On peut d’ailleurs dire qu’elle commence esthétiquement à accuser son âge, en comparaison avec les modèles plus récents de la production automobile polonaise ou des autres pays d’Europe de l’Est : la Polski-Fiat, la Trabant, la Dacia 1300 (cousine roumaine de la Renault 12), les Skoda 100 et 110, la Zaparojets, la Moskvitch ou encore la Wartburg. À son lancement, au début des années cinquante, ses concepteurs ne prévoient sans doute pas à une telle longévité pour la Syrena. Au cours de toutes ces années, plusieurs prototypes sont pourtant réalisés par le bureau d’études de FSO pour lui succéder. Aucun d’eux ne recevra, malheureusement, le feu vert des autorités polonaises pour sa commercialisation. Ces projets inaboutis expliquent la longue carrière que connaîtra la Syrena, qui s’étale sur pas moins de trois décennies. Comme on l’a dit, le renouvellement des modèles de la production automobile n’a jamais figuré parmi les priorités du pouvoir politique au sein des républiques communistes. Ce peu d’intérêt de la part des gouvernants de l’époque et leur immobilisme, qui ont pour effet de « figer », en grande partie, l’évolution des voitures produites à l’Est. Une fois que le mur de Berlin tombé, à l’automne 1989, ce manque d’évolutions se retournent contre FSO. Ses modèles, produits du temps du communisme, souvent commandités par le pouvoir en place, deviennent alors le symbole d’une époque honnie au moment où l’Europe de l’Est se démocratise. La grande majorité des citoyens des pays de l’ancien bloc communiste veulent désormais les oublier. En conséquence, beaucoup d’entre-elles connaissent, à partir des années 1990 une longue « traversée du désert » qui, pour certains, durent encore aujourd’hui. Heureusement pour elle, la Syrena, de son côté, est finalement sortie du purgatoire. Si son « aura » au niveau international n’est peut-être pas aussi grand que celui dont bénéficie d’autres voitures de l’Est, comme la Trabant est-allemande ou les Tatra tchécoslovaques, la Syrena n’en est pas moins considérée, de nos jours, en Pologne, comme une voiture culte.

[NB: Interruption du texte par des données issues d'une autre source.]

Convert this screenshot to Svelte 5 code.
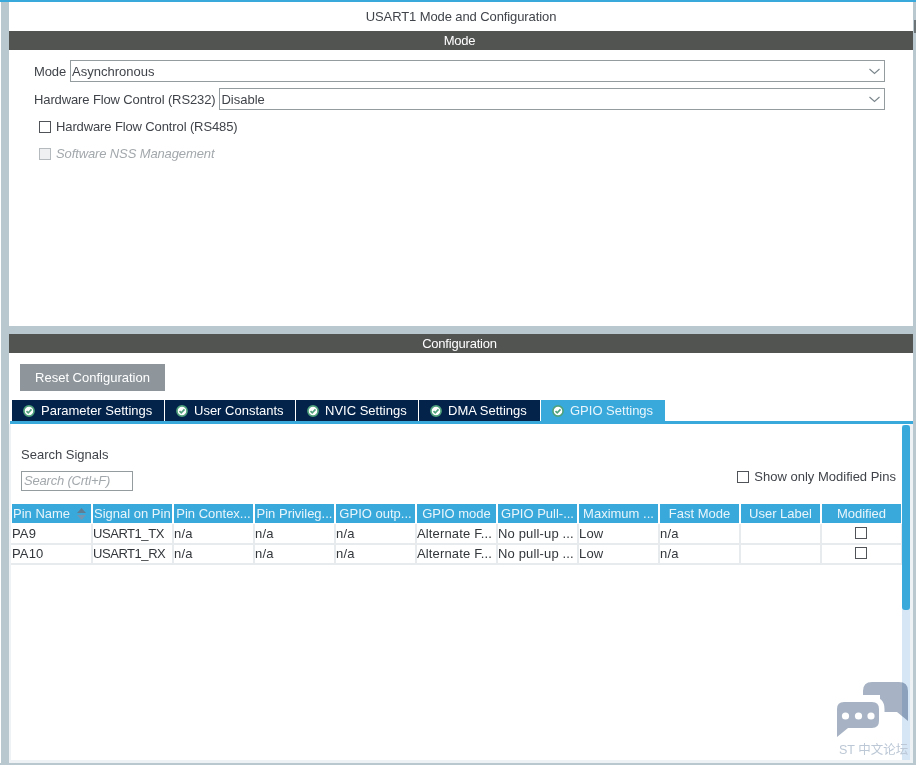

En 1972, au moment où la dernière évolution de la Syrena entre en scène, la production de la Polski-Fiat, qui prend de plus en plus d’importance au sein de l’usine de Zeran, conduit la direction de FSO à faire transférer sa production au sein de l’usine de Bielsko-Biala, dans le sud-est du pays. Au total, depuis sa présentation en 1953, la Syrena aura été assemblée sur le site de Zeran à un peu plus de 177 000 exemplaires (dont 113 689 pour la version 104). Construite au départ pour la seule production de la Syrena, l’usine FSM (pour Fabryka Samochodow Malolitrazowych, ou Usine de Voitures Economiques en polonais) devra toutefois, à partir de 1973, partager ses chaînes de production avec la nouvelle Fiat 126.

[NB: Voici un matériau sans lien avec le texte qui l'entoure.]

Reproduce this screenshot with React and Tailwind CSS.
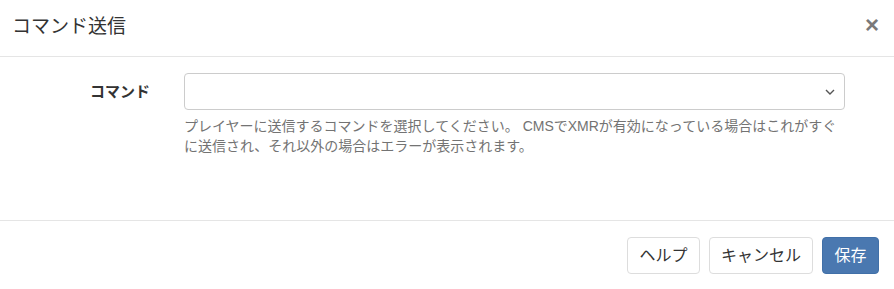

Tout comme la Polski-Fiat 125, la production de cette petite citadine italienne (qui sera la dernière Fiat à moteur arrière) est le résultat d’un accord passé entre le constructeur italien et le gouvernement de Varsovie. Présentée au Salon de Turin en octobre 1972, elle commencera à être produite sous licence en Pologne au début de l’été suivant. Si, dans les premières années de sa carrière, elle est construite à la fois chez Fiat et chez FSM, il ne s’agit toutefois que d’une situation transitoire. En effet il est d’emblée prévu qu’elle soit à terme uniquement produite en Pologne. Ce qui sera le cas à compter de 1979. La production de la 126 augmentant sensiblement au fil des années, celle de la Syrena, elle, commencera progressivement à diminuer. Même si, au sein des pays du bloc de l’Est, la production automobile vieillie, d’une certaine façon, moins vite que dans les pays occidentaux, il est clair qu’avec, maintenant, qu’avec quasiment vingt ans d’âge au compteur, la Syrena est arrivée en bout de développement. Sa carrière, à court ou moyen terme, s’achèvera alors bientôt. Ce qui ne l’empêchera pourtant pas, au bout du compte, de continuer à être produite pendant encore onze ans, jusqu’en 1983.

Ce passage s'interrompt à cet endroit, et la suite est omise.